Pro tip-local landlord references are a must. And do visit the prior LL, people will tell you things in person they’d never write down on a standard request for reference. Saved my ass a couple of times. Check the court system too, when you’re checking, and their social media too. I don’t check credit, as that’s never done me any good. Shit happens to good people.
I provide HVAC filters and not changing them is a big no-no.
I’ve had 4 evictions in my years, one to a “friend” so that rule stands.

I have one unit, a condo, that I’ve been renting for about 12 years. I do not use a management company. The unit is fairly close to my home so I can respond to emergencies pretty quickly. I don’t know how Dummy gets by without a lease. If you ever have to evict, having some sort of contract in writing would seem to be essential. You can get them on-line for free or little cost and then tailor it to your needs. Depending on where you live, it can be a real battle and not having a lease can make it that much more difficult. I had to go through one eviction but it was fairly easy. The tenants didn’t show up for the first hearing and I won a summary judgement. I still had to get a court officer to actually kick them out but they went without much fuss. It sounds like your property is not a condo but if it is, be sure to include lease language that says they are responsible for any fines levied by the HOA for action by them or their guests. my HOA fines the owner, not the occupants.
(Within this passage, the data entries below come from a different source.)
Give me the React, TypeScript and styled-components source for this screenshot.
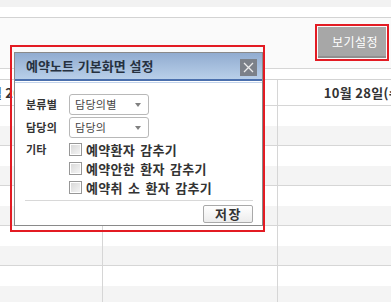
import React from "react";
import styled, { createGlobalStyle } from "styled-components";

const GlobalStyle = createGlobalStyle`
  html, body { margin: 0; padding: 0; background: #fff; overflow: hidden; }
  body { font-family: "Noto Sans CJK KR", "Noto Sans", sans-serif; color: #333; }
  * { box-sizing: border-box; }
`;

const Page = styled.div`
  position: relative;
  width: 391px;
  height: 302px;
  overflow: hidden;
  background: #fff;
`;

const TopStrip = styled.div`
  height: 7px;
  background: #f2f2f2;
`;

const Band = styled.div<{ $h: number }>`
  height: ${(p) => p.$h}px;
  background: #fff;
  border-bottom: 1px solid #d3d3d3;
`;

const Toolbar = styled.div`
  height: 51px;
  display: flex;
  justify-content: flex-end;
  align-items: flex-start;
  padding: 9px 5px 0 0;
  background: #fafafa;
  border-bottom: 1px solid #d6d6d6;
`;

const ViewButton = styled.button`
  width: 68px;
  height: 31px;
  padding: 0 0 0 6px;
  border: none;
  border-bottom: 2px solid #8f8f8f;
  background: #a7a7a7;
  color: #fff;
  font-family: "Noto Sans CJK KR", sans-serif;
  font-size: 12px;
  letter-spacing: 0.4px;
  outline: 2px solid #e31b23;
  outline-offset: 1px;
`;

const Viewport = styled.div`
  overflow: hidden;
`;

const Grid = styled.div`
  display: grid;
  grid-template-columns: repeat(3, 175px);
  margin-left: -72px;
  width: max-content;
`;

const DayColumn = styled.div`
  border-right: 1px solid #d6d6d6;
`;

const DayHeader = styled.div`
  height: 26px;
  display: flex;
  align-items: center;
  justify-content: center;
  border-bottom: 1px solid #d6d6d6;
  font-size: 13px;
  font-weight: 700;
  line-height: 12px;
  letter-spacing: 0.3px;
  color: #333;
  white-space: nowrap;
`;

const HourSlot = styled.div`
  height: 40px;
  display: grid;
  grid-template-rows: 20px 19px;
  border-bottom: 1px solid #d6d6d6;
`;

const HalfSlot = styled.div<{ $shade?: boolean }>`
  background: ${(p) => (p.$shade ? "#f4f4f4" : "#fff")};
`;

const Highlight = styled.div`
  position: absolute;
  left: 10px;
  top: 45px;
  width: 255px;
  height: 187px;
  border: 2px solid #e31b23;
  padding: 5px 0 0 2px;
`;

const Dialog = styled.div`
  width: 249px;
  height: 174px;
  border: 1px solid #8a8a8a;
  background: #fff;
  display: flex;
  flex-direction: column;
`;

const TitleBar = styled.div`
  height: 28px;
  flex: none;
  display: flex;
  align-items: flex-start;
  justify-content: space-between;
  padding: 0 5px 0 11px;
  background: linear-gradient(#91acd0, #b8cfe9);
  border-bottom: 2px solid #4a6fad;
  box-shadow: 0 1px 0 #fff, 0 2px 0 #c3d4ec;
`;

const Title = styled.div`
  align-self: center;
  font-size: 13px;
  font-weight: 700;
  line-height: 16px;
  word-spacing: 1px;
  color: #263140;
  white-space: nowrap;
`;

const CloseButton = styled.button`
  margin-top: 6px;
  width: 17px;
  height: 17px;
  padding: 0;
  border: none;
  background: #7c8189;
  display: flex;
  align-items: center;
  justify-content: center;
`;

const Body = styled.div`
  padding: 13px 9px 0 11px;
  display: flex;
  flex-direction: column;
  gap: 2px;
`;

const FieldRow = styled.div`
  display: grid;
  grid-template-columns: 43px 1fr;
  align-items: start;
`;

const FieldLabel = styled.div<{ $h: number }>`
  height: ${(p) => p.$h}px;
  display: flex;
  align-items: center;
  font-size: 11px;
  font-weight: 700;
  line-height: 11px;
  letter-spacing: 0.2px;
  color: #333;
`;

const SelectBox = styled.div`
  width: 80px;
  height: 21px;
  border: 1px solid #b8b8b8;
  border-radius: 3px;
  background: #fff;
  display: flex;
  align-items: center;
  justify-content: space-between;
  padding: 0 7px 0 5px;
  font-size: 11px;
  line-height: 13px;
  letter-spacing: 0.3px;
  color: #444;
`;

const Arrow = styled.span`
  width: 0;
  height: 0;
  border-left: 3px solid transparent;
  border-right: 3px solid transparent;
  border-top: 4px solid #808080;
`;

const CheckList = styled.div`
  display: flex;
  flex-direction: column;
`;

const CheckRow = styled.label`
  height: 19px;
  display: flex;
  align-items: center;
  gap: 4px;
  font-size: 13px;
  font-weight: 700;
  line-height: 15px;
  letter-spacing: 0.3px;
  word-spacing: 2px;
  color: #333;
  white-space: nowrap;
`;

const CheckBox = styled.input`
  appearance: none;
  flex: none;
  margin: 0;
  width: 13px;
  height: 13px;
  border: 1px solid #979797;
  box-shadow: inset 0 0 0 1px #fff;
  background: linear-gradient(135deg, #d6d6d6, #f7f7f7);
`;

const Separator = styled.div`
  margin: 1px 0 0 -1px;
  height: 1px;
  background: #d8d8d8;
`;

const Footer = styled.div`
  display: flex;
  justify-content: flex-end;
  margin-top: 2px;
`;

const SaveButton = styled.button`
  width: 50px;
  height: 18px;
  padding: 0 0 0 1px;
  border: 1px solid #a9a9a9;
  border-radius: 2px;
  background: linear-gradient(#ffffff, #ececec);
  font-family: "Noto Sans CJK KR", sans-serif;
  font-size: 13px;
  font-weight: 700;
  line-height: 16px;
  letter-spacing: 1.5px;
  color: #333;
`;

const days = ["10월 26일(월)", "10월 27일(화)", "10월 28일(수)"];
const options = ["예약환자 감추기", "예약안한 환자 감추기", "예약취 소 환자 감추기"];

export default function App() {
  return (
    <Page>
      <GlobalStyle />
      <TopStrip />
      <Band $h={11} />
      <Toolbar>
        <ViewButton>보기설정</ViewButton>
      </Toolbar>
      <Band $h={11} />
      <Viewport>
        <Grid>
          {days.map((d) => (
            <DayColumn key={d}>
              <DayHeader>{d}</DayHeader>
              {[0, 1, 2, 3, 4].map((i) => (
                <HourSlot key={i}>
                  <HalfSlot />
                  <HalfSlot $shade />
                </HourSlot>
              ))}
            </DayColumn>
          ))}
        </Grid>
      </Viewport>

      <Highlight>
        <Dialog>
          <TitleBar>
            <Title>예약노트 기본화면 설정</Title>
            <CloseButton aria-label="닫기">
              <svg width="11" height="11" viewBox="0 0 11 11">
                <path d="M1 1L10 10M10 1L1 10" stroke="#ececec" strokeWidth="1.3" />
              </svg>
            </CloseButton>
          </TitleBar>
          <Body>
            <FieldRow>
              <FieldLabel $h={21}>분류별</FieldLabel>
              <SelectBox>
                <span>담당의별</span>
                <Arrow />
              </SelectBox>
            </FieldRow>
            <FieldRow>
              <FieldLabel $h={21}>담당의</FieldLabel>
              <SelectBox>
                <span>담당의</span>
                <Arrow />
              </SelectBox>
            </FieldRow>
            <FieldRow>
              <FieldLabel $h={19}>기타</FieldLabel>
              <CheckList>
                {options.map((o) => (
                  <CheckRow key={o}>
                    <CheckBox type="checkbox" />
                    {o}
                  </CheckRow>
                ))}
              </CheckList>
            </FieldRow>
            <Separator />
            <Footer>
              <SaveButton>저장</SaveButton>
            </Footer>
          </Body>
        </Dialog>
      </Highlight>
    </Page>
  );
}
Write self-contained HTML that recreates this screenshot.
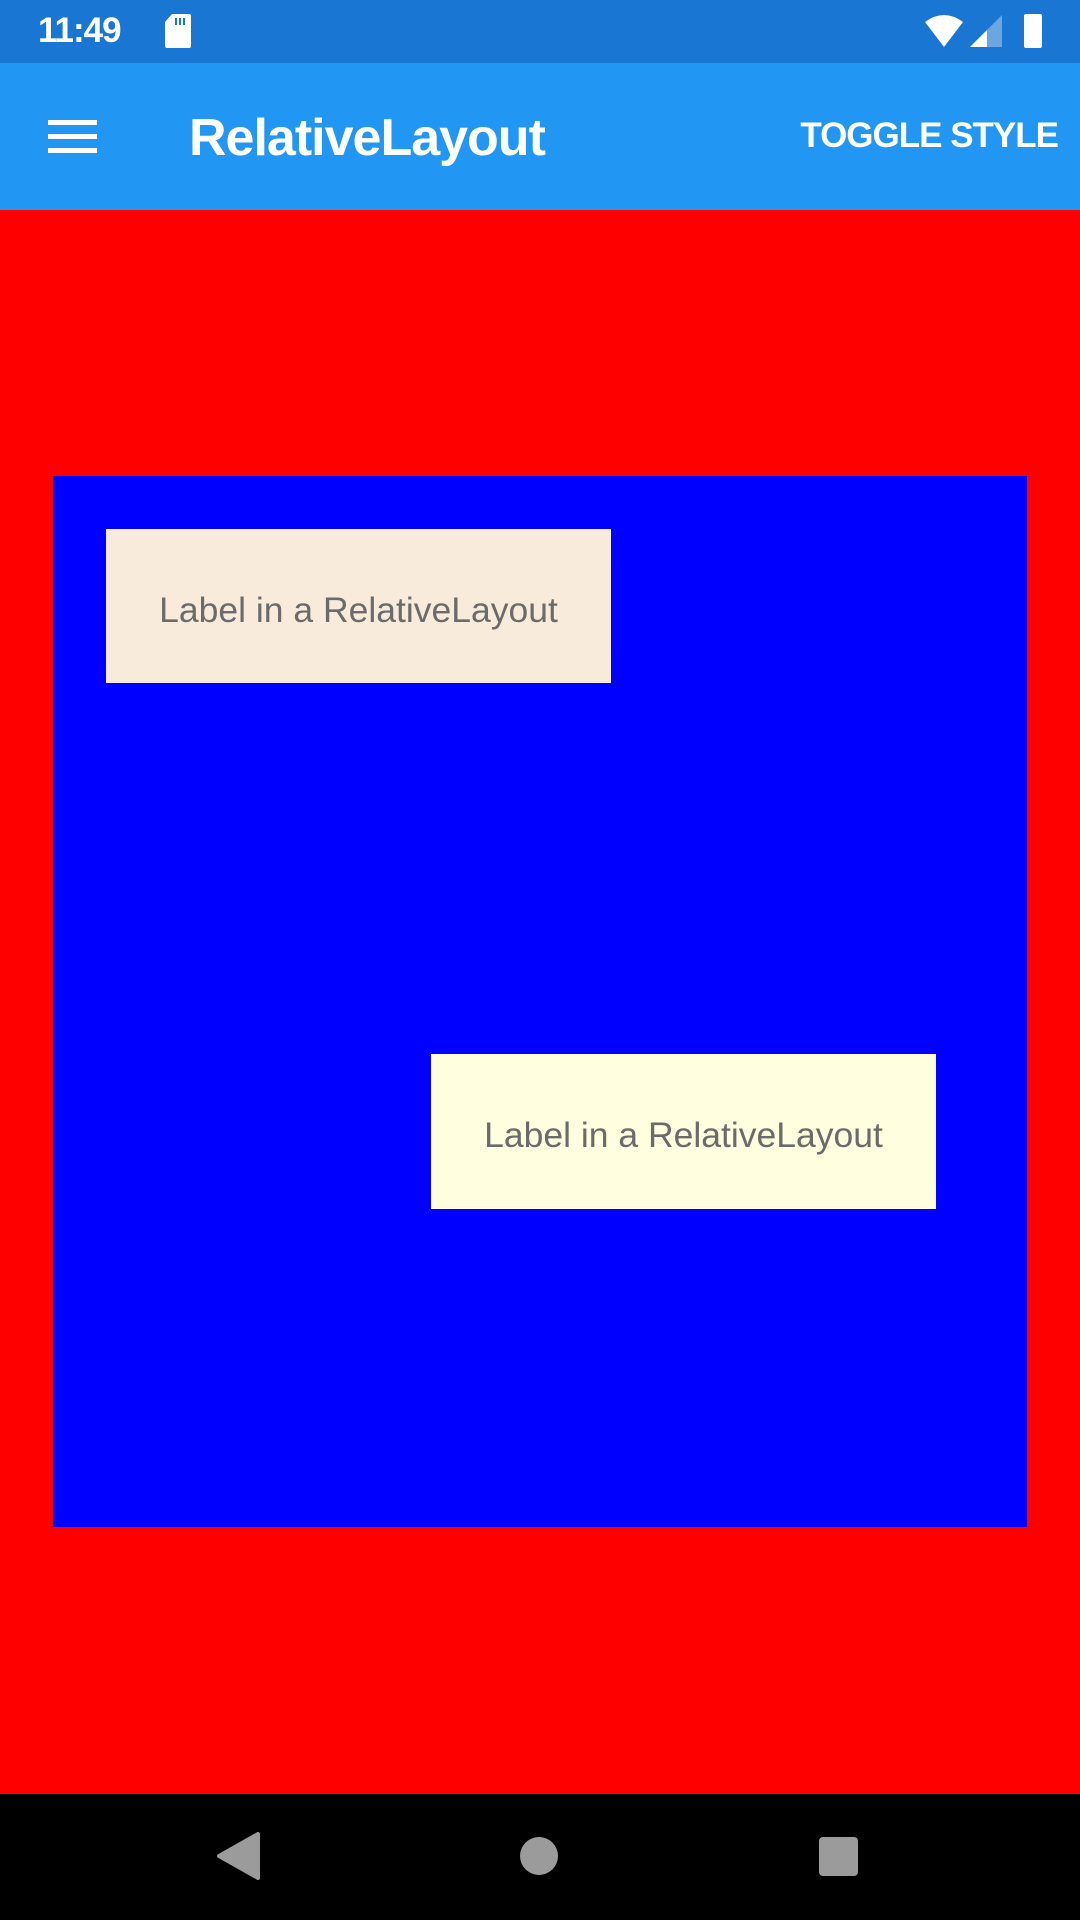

If you are not going to do repairs yourself use only licensed and insured contractors. You can save a little by using Craigslist handyman types but its worth spending the extra money on “real” contractors. Be sure to have enough money/time set aside for the “between tenants” painting, carpet cleaning etc.

I just bought a condo that has a tenant until June 30, 2019, so I will be a landlord till then. Then we will move in. The condo manager will take care of most things. I will be happy when the tenant is out and we can sell our house and move in.